Coba pikirkan! Apakah mungkin dalam gorong-gorong
ada alam lain lengkap dengan senja yang begitu indah? Sungguh, Seno sangat
pandai bermain imajinasi juga pandai dalam membuat pembaca ikut berfantasi.
Bahkan lebih dari itu, Seno sangat apik memainkan senja. Hingga tidak bisa
dengan waktu yang sedikit pembaca mampu menyimpulkan apa makna senja yang
sebenarnya untuk pembuat cerpen.
Akhirnya, saya masih terus menimbang sambil
memutar pikiran tentang senja dalam cerpen “Sepotong Senja untuk Pacarku”

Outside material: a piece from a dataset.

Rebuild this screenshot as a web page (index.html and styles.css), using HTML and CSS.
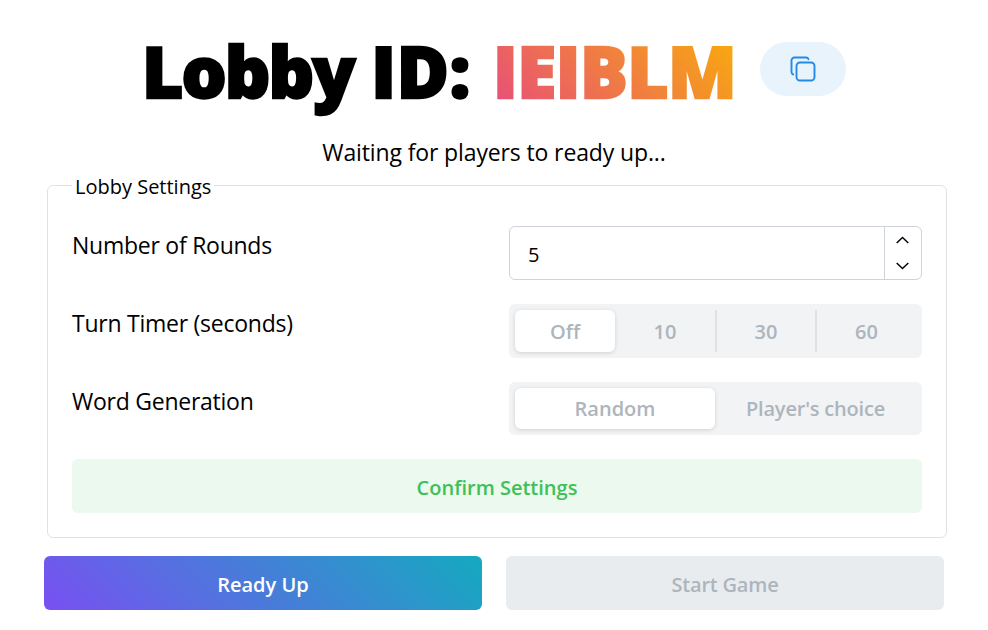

karya Seno Gumira ini. Sungguh, senja ini sangat mendistorsi akal. Membuat akal
tidak mampu untuk memahaminya. Hanya sebuah imajinasi yang dapat meraih
ketidak-masukakalan tentang senja itu. Saya sangat terpesona dengan
kalimat-kalimat yang terangkai secara rapi dalam cerpen itu.
Hingga akhirnya saya menarik sebuah poin
penting dari cerpen absurd namun begitu unik ini. “Sepotong Senja
untuk Pacarku”, membuat akal berkutat dengan kegemparan. Membuat akal
terguncang oleh ke-absurd-an. Walau sampai saat ini saya masih memikirkan
tentang makna sesungguhnya dari senja yang dimaksud dalam cerpen karya Seno
ini, namun, dapat saya tarik sebuah kesimpulan bahwa cerpen tersebut merupakan
cerpen yang sangat imajinatif.
Seno benar-benar membuktikan bahwa tidak ada yang
salah dengan imajinasi. Dan memberi pembuktian bahwa imajinasi adalah hal
terhebat yang bisa menembus segalanya. Bahkan, akal pun terbelakangi oleh
sebuah imajinasi. Imajinasi membuat hal yang tidak mungkin menjadi mungkin.
Membuat angan terasa nyata. Membuat hal yang tidak bisa dilakukan menjadi
sangat bisa dilakukan. Tentunya, cerpen Sepotong Senja untuk Pacarkuadalah
salah satu wujud dari imajinasi yang hebat. Seno mampu membuat imajinasi yang
begitu indah dengan senjanya dalam kata-kata, hingga membuat pembaca ikut
berfantasi. Bahkan hasil dari imajinasi Seno, hasil dari kekuatan imajinasi
Seno, mampu mendistorsi akal. Membuat akal terhenti untuk bergerak. Dan membuat
imajinasi melejit di atas cakrawala.